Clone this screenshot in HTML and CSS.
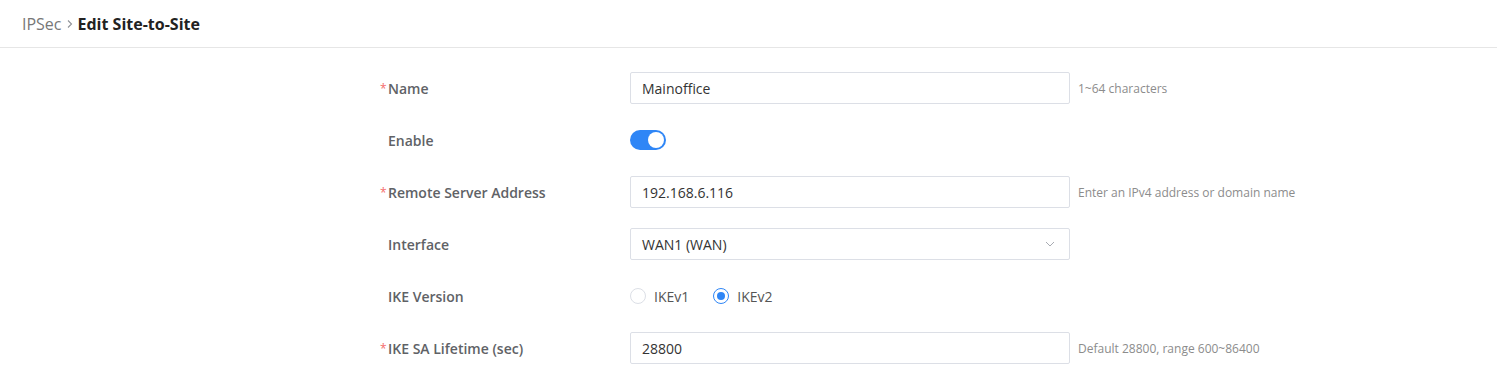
FILE: index.html
```html
<!DOCTYPE html>
<html>
<head>
    <link rel="stylesheet" href="styles.css">
</head>
<body>
    <div class="header">
        <span class="crumb">IPSec</span>
        <svg class="sep" width="8" height="10" viewBox="0 0 8 10"><path d="M2 1.5 L5.5 5 L2 8.5" fill="none" stroke="#909399" stroke-width="1.1"/></svg>
        <span class="title">Edit Site-to-Site</span>
    </div>
    <div class="form">
        <div class="label"><span class="req">*</span>Name</div>
        <div class="field"><input type="text" class="input" value="Mainoffice"></div>
        <div class="hint">1~64 characters</div>

        <div class="label"><span class="req"></span>Enable</div>
        <div class="field"><span class="switch"><span class="knob"></span></span></div>
        <div class="hint"></div>

        <div class="label"><span class="req">*</span>Remote Server Address</div>
        <div class="field"><input type="text" class="input" value="192.168.6.116"></div>
        <div class="hint">Enter an IPv4 address or domain name</div>

        <div class="label"><span class="req"></span>Interface</div>
        <div class="field">
            <div class="select">
                <span>WAN1 (WAN)</span>
                <svg width="10" height="6" viewBox="0 0 10 6"><path d="M1 1 L5 5 L9 1" fill="none" stroke="#a8abb2" stroke-width="1"/></svg>
            </div>
        </div>
        <div class="hint"></div>

        <div class="label"><span class="req"></span>IKE Version</div>
        <div class="field radios">
            <label class="radio"><span class="dot"></span>IKEv1</label>
            <label class="radio on"><span class="dot"></span>IKEv2</label>
        </div>
        <div class="hint"></div>

        <div class="label"><span class="req">*</span>IKE SA Lifetime (sec)</div>
        <div class="field"><input type="text" class="input" value="28800"></div>
        <div class="hint">Default 28800, range 600~86400</div>
    </div>
</body>
</html>
```

FILE: styles.css
```css
body {
    font-family: "Open Sans", Arial, sans-serif;
    margin: 0;
    background: #fff;
    color: #303133;
}
.header {
    height: 47px;
    display: flex;
    align-items: center;
    padding-left: 22px;
    border-bottom: 1px solid #e6e6e6;
    font-size: 16px;
}
.crumb {
    color: #777;
}
.sep {
    margin: 0 4px 0 4px;
}
.title {
    font-weight: 700;
    color: #222;
}
.form {
    display: grid;
    grid-template-columns: 244px 440px auto;
    column-gap: 8px;
    row-gap: 20px;
    padding: 24px 0 0 378px;
}
.label {
    display: flex;
    align-items: center;
    height: 32px;
    font-size: 14px;
    font-weight: 600;
    color: #606266;
    padding-left: 2px;
}
.req {
    width: 8px;
    font-size: 12px;
    color: #f56c6c;
    font-weight: 400;
}
.field {
    display: flex;
    align-items: center;
    height: 32px;
}
.input {
    box-sizing: border-box;
    width: 440px;
    height: 32px;
    border: 1px solid #dcdfe6;
    border-radius: 2px;
    padding: 0 11px;
    font-family: inherit;
    font-size: 14px;
    color: #333;
    outline: none;
}
.hint {
    display: flex;
    align-items: center;
    height: 32px;
    font-size: 12px;
    color: #8c8c8c;
}
.switch {
    width: 36px;
    height: 20px;
    border-radius: 10px;
    background: #2f86f6;
    display: flex;
    align-items: center;
    justify-content: flex-end;
    padding: 0 2px;
    box-sizing: border-box;
}
.knob {
    width: 16px;
    height: 16px;
    border-radius: 50%;
    background: #fff;
}
.select {
    box-sizing: border-box;
    width: 440px;
    height: 32px;
    border: 1px solid #dcdfe6;
    border-radius: 2px;
    padding: 0 14px 0 11px;
    display: flex;
    align-items: center;
    justify-content: space-between;
    font-size: 14px;
    color: #333;
}
.radios {
    gap: 24px;
}
.radio {
    display: flex;
    align-items: center;
    font-size: 14px;
    color: #555;
}
.dot {
    box-sizing: border-box;
    width: 16px;
    height: 16px;
    border-radius: 50%;
    border: 1px solid #dcdfe6;
    margin-right: 8px;
    display: flex;
    align-items: center;
    justify-content: center;
}
.radio.on .dot {
    border-color: #2f86f6;
}
.radio.on .dot::after {
    content: "";
    width: 8px;
    height: 8px;
    border-radius: 50%;
    background: #2f86f6;
}
```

══════

> WHAT THE TASK ASKS: Quote everything in the listing above exactly; pictures are the only thing to omit.

> RESPONSE:
Clone this screenshot in HTML and CSS.
FILE: index.html
```html
<!DOCTYPE html>
<html>
<head>
    <link rel="stylesheet" href="styles.css">
</head>
<body>
    <div class="header">
        <span class="crumb">IPSec</span>
        <svg class="sep" width="8" height="10" viewBox="0 0 8 10"><path d="M2 1.5 L5.5 5 L2 8.5" fill="none" stroke="#909399" stroke-width="1.1"/></svg>
        <span class="title">Edit Site-to-Site</span>
    </div>
    <div class="form">
        <div class="label"><span class="req">*</span>Name</div>
        <div class="field"><input type="text" class="input" value="Mainoffice"></div>
        <div class="hint">1~64 characters</div>

        <div class="label"><span class="req"></span>Enable</div>
        <div class="field"><span class="switch"><span class="knob"></span></span></div>
        <div class="hint"></div>

        <div class="label"><span class="req">*</span>Remote Server Address</div>
        <div class="field"><input type="text" class="input" value="192.168.6.116"></div>
        <div class="hint">Enter an IPv4 address or domain name</div>

        <div class="label"><span class="req"></span>Interface</div>
        <div class="field">
            <div class="select">
                <span>WAN1 (WAN)</span>
                <svg width="10" height="6" viewBox="0 0 10 6"><path d="M1 1 L5 5 L9 1" fill="none" stroke="#a8abb2" stroke-width="1"/></svg>
            </div>
        </div>
        <div class="hint"></div>

        <div class="label"><span class="req"></span>IKE Version</div>
        <div class="field radios">
            <label class="radio"><span class="dot"></span>IKEv1</label>
            <label class="radio on"><span class="dot"></span>IKEv2</label>
        </div>
        <div class="hint"></div>

        <div class="label"><span class="req">*</span>IKE SA Lifetime (sec)</div>
        <div class="field"><input type="text" class="input" value="28800"></div>
        <div class="hint">Default 28800, range 600~86400</div>
    </div>
</body>
</html>
```

FILE: styles.css
```css
body {
    font-family: "Open Sans", Arial, sans-serif;
    margin: 0;
    background: #fff;
    color: #303133;
}
.header {
    height: 47px;
    display: flex;
    align-items: center;
    padding-left: 22px;
    border-bottom: 1px solid #e6e6e6;
    font-size: 16px;
}
.crumb {
    color: #777;
}
.sep {
    margin: 0 4px 0 4px;
}
.title {
    font-weight: 700;
    color: #222;
}
.form {
    display: grid;
    grid-template-columns: 244px 440px auto;
    column-gap: 8px;
    row-gap: 20px;
    padding: 24px 0 0 378px;
}
.label {
    display: flex;
    align-items: center;
    height: 32px;
    font-size: 14px;
    font-weight: 600;
    color: #606266;
    padding-left: 2px;
}
.req {
    width: 8px;
    font-size: 12px;
    color: #f56c6c;
    font-weight: 400;
}
.field {
    display: flex;
    align-items: center;
    height: 32px;
}
.input {
    box-sizing: border-box;
    width: 440px;
    height: 32px;
    border: 1px solid #dcdfe6;
    border-radius: 2px;
    padding: 0 11px;
    font-family: inherit;
    font-size: 14px;
    color: #333;
    outline: none;
}
.hint {
    display: flex;
    align-items: center;
    height: 32px;
    font-size: 12px;
    color: #8c8c8c;
}
.switch {
    width: 36px;
    height: 20px;
    border-radius: 10px;
    background: #2f86f6;
    display: flex;
    align-items: center;
    justify-content: flex-end;
    padding: 0 2px;
    box-sizing: border-box;
}
.knob {
    width: 16px;
    height: 16px;
    border-radius: 50%;
    background: #fff;
}
.select {
    box-sizing: border-box;
    width: 440px;
    height: 32px;
    border: 1px solid #dcdfe6;
    border-radius: 2px;
    padding: 0 14px 0 11px;
    display: flex;
    align-items: center;
    justify-content: space-between;
    font-size: 14px;
    color: #333;
}
.radios {
    gap: 24px;
}
.radio {
    display: flex;
    align-items: center;
    font-size: 14px;
    color: #555;
}
.dot {
    box-sizing: border-box;
    width: 16px;
    height: 16px;
    border-radius: 50%;
    border: 1px solid #dcdfe6;
    margin-right: 8px;
    display: flex;
    align-items: center;
    justify-content: center;
}
.radio.on .dot {
    border-color: #2f86f6;
}
.radio.on .dot::after {
    content: "";
    width: 8px;
    height: 8px;
    border-radius: 50%;
    background: #2f86f6;
}
```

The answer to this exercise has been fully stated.